§ Aim of the exercise: Collect all lines containing the word "that" from the data.
## begin
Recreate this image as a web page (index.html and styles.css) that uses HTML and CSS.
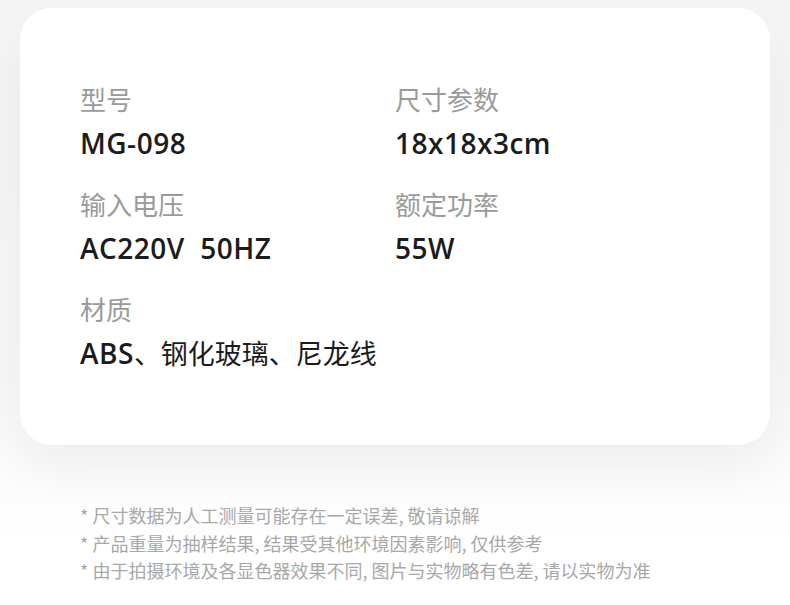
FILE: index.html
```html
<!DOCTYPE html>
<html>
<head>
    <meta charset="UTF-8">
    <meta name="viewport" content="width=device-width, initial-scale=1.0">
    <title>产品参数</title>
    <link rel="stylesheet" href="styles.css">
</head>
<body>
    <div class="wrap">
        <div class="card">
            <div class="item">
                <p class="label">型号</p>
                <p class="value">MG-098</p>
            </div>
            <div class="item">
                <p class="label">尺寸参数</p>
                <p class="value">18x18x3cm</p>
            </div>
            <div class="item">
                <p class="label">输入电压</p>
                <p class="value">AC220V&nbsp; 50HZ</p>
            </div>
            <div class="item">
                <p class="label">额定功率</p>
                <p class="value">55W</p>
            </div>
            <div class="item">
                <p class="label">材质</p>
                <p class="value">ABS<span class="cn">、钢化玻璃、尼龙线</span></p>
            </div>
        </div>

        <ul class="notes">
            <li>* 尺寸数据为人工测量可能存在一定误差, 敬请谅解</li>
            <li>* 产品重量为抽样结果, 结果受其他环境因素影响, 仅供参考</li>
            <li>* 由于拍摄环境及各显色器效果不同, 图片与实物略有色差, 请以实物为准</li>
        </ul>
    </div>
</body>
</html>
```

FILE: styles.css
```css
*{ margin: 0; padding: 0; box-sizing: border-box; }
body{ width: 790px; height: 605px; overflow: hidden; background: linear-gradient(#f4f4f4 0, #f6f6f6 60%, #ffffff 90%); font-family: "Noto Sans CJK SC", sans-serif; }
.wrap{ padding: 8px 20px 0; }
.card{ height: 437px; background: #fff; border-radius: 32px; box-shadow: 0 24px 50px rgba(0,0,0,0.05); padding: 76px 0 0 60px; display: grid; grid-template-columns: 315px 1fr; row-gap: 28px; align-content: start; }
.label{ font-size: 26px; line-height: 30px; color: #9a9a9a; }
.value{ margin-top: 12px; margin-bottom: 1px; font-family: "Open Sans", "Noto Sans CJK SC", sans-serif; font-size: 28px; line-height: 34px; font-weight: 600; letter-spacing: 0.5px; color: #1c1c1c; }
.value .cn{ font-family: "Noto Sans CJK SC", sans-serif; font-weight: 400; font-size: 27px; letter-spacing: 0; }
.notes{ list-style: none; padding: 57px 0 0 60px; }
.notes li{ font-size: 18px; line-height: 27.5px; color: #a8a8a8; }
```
## end
## begin
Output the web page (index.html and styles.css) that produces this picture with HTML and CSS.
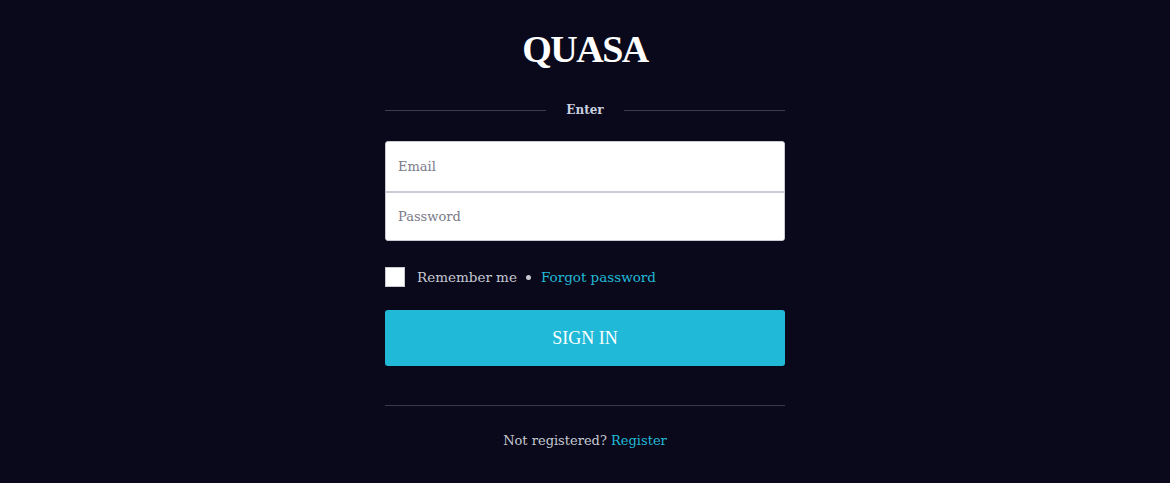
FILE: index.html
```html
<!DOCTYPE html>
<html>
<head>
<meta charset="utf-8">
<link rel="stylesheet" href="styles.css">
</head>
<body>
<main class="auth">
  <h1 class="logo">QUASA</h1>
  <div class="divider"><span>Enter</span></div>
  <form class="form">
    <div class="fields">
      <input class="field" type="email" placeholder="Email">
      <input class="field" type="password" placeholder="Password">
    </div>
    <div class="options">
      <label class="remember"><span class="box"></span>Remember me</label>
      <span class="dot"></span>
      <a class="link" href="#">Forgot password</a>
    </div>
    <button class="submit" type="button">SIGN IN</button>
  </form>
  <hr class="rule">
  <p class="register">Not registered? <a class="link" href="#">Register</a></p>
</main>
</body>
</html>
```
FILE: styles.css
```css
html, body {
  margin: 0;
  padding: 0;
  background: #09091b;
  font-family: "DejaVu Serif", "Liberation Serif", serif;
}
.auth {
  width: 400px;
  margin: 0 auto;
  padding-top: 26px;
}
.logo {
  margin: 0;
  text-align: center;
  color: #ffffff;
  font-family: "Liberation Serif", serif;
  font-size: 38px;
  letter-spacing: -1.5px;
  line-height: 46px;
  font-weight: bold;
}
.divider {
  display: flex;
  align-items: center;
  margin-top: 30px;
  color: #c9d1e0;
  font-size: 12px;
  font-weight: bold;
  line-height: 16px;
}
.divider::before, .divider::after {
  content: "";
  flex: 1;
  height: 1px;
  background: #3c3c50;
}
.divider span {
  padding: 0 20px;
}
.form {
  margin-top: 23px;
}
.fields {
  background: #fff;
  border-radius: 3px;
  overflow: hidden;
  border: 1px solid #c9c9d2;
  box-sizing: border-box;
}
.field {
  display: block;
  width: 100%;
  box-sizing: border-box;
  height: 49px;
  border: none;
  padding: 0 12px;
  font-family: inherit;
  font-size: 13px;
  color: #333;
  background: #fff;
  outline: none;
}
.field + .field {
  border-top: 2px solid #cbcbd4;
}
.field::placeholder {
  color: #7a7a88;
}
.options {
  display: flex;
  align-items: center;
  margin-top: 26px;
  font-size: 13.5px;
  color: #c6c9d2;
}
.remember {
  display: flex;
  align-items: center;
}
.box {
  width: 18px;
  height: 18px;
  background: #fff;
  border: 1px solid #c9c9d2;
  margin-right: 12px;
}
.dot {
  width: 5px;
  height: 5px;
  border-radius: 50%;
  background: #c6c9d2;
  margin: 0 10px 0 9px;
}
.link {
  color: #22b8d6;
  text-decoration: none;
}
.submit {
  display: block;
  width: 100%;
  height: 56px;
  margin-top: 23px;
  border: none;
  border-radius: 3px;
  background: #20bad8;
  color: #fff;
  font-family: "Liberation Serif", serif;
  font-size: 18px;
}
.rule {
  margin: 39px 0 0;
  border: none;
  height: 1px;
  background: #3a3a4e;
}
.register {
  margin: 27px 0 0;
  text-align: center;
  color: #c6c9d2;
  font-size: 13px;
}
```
## end
§ Result of this exercise:
Recreate this image as a web page (index.html and styles.css) that uses HTML and CSS.
Output the web page (index.html and styles.css) that produces this picture with HTML and CSS.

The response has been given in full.